New Delhi: The Union government on Saturday released the drafts of the three supporting legislations for the goods and services tax (GST).
The three draft laws—the central GST law, the integrated GST law and the compensation law—will be discussed in the next meeting of the GST Council on 2-3 December. Once the council gives its nod, the bills will be tabled in Parliament in the ongoing winter session. Passage of the bills in the upcoming winter session will be crucial for the government to meet its 1 April implementation deadline.
As per the provisions of the draft GST (Compensation To The States For Loss Of Revenue) Bill, 2016, states will be compensated for five years for any losses arising from a transition to this new indirect tax regime. The base year for calculating the compensation figure will be 2015-16. A uniform growth rate of 14% for all states will be assumed for calculating the revenue due to states and the shortfall, if any, from a transition to GST. The compensation will be paid quarterly to the states based on provisional calculations.
Besides all the indirect tax collections of the states including the value added tax, luxury tax and the entertainment tax, the taxable base will also include the revenue from the 2% central sales tax.
For special category states and the North-Eastern states, the revenue foregone by these states on account of exemptions given by them to specific entities will be included in their revenues while computing compensation. The bill also provides for imposition of a cess on certain specified items the proceeds of which will go to a GST compensation fund.
At the end of five years, it has been proposed that 50% of the unutilized funds in the GST Compensation Fund will be transferred to the consolidated fund of India, and will be distributed between the centre and the states as per the formula of the fourteenth finance commission. The remaining 50% will be distributed among the states in the ratio of their total revenues from SGST in the last year of the transition period.
The draft GST law lays out the process by which CGST and SGST will be levied and collected, the resolution of disputes and the process of registration and refunds. The draft empowers the central government to empower an existing authority or creating a new authority to ensure that the reduction in the tax rate of items are passed on to the consumers by a commensurate reduction in the price of that particular good and services supplied by him. The authority will be empowered to impose a penalty in case the lower taxes are not passed on to the consumers.
The draft also retains the provision of imposing a 1% tax collected at source on e-commerce companies. E-commerce companies will have to collect this amount from their supplier and file corresponding returns. The law also requires service tax assesses to register in every state they operate—a provision strongly opposed by telecom, banking and insurance companies as it will increase their compliance requirements.
“Provisions relating to anti profiteering, while aimed at protecting the consumers, might be difficult to implement. Many concerns of the services sector, particularly with respect to single centralized registration and clarity in terms of place of supply rules, have not been adequately addressed,” said Pratik Jain, leader, indirect tax at Pwc India, in a note.

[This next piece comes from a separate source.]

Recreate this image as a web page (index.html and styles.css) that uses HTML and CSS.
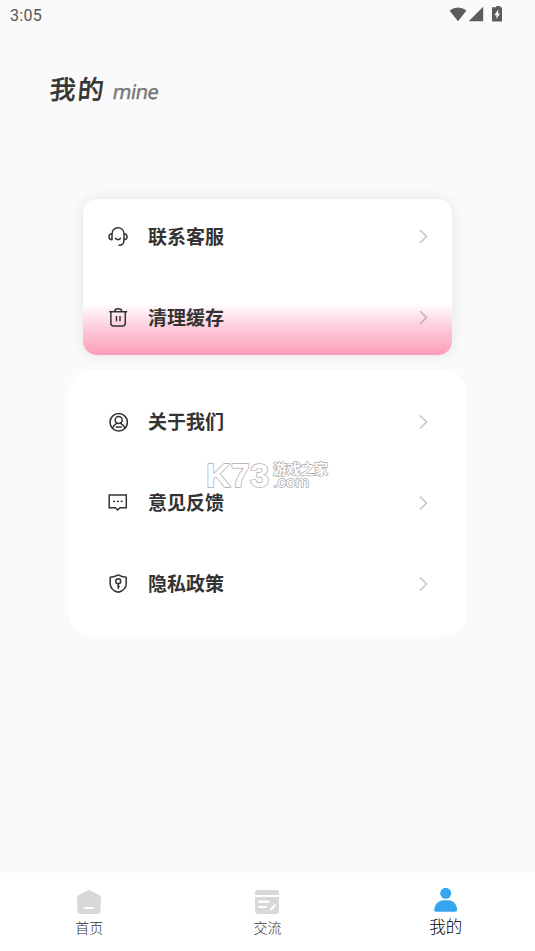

The draft IGST law provides for the way inter-state sales will be taxed. The draft says that the IGST rate cannot be more than 28%—the highest tax slab agreed by the GST council. Yielding to demand from states, the draft law also proposes to empower state government tax officials in certain cases to act as administrators of the act, besides central tax authorities.
The draft also has provisions to allow exports of goods and services and supply of goods and services to a special economic zone to be classified as zero rated supply—situations in which the tax on input supplies is nil.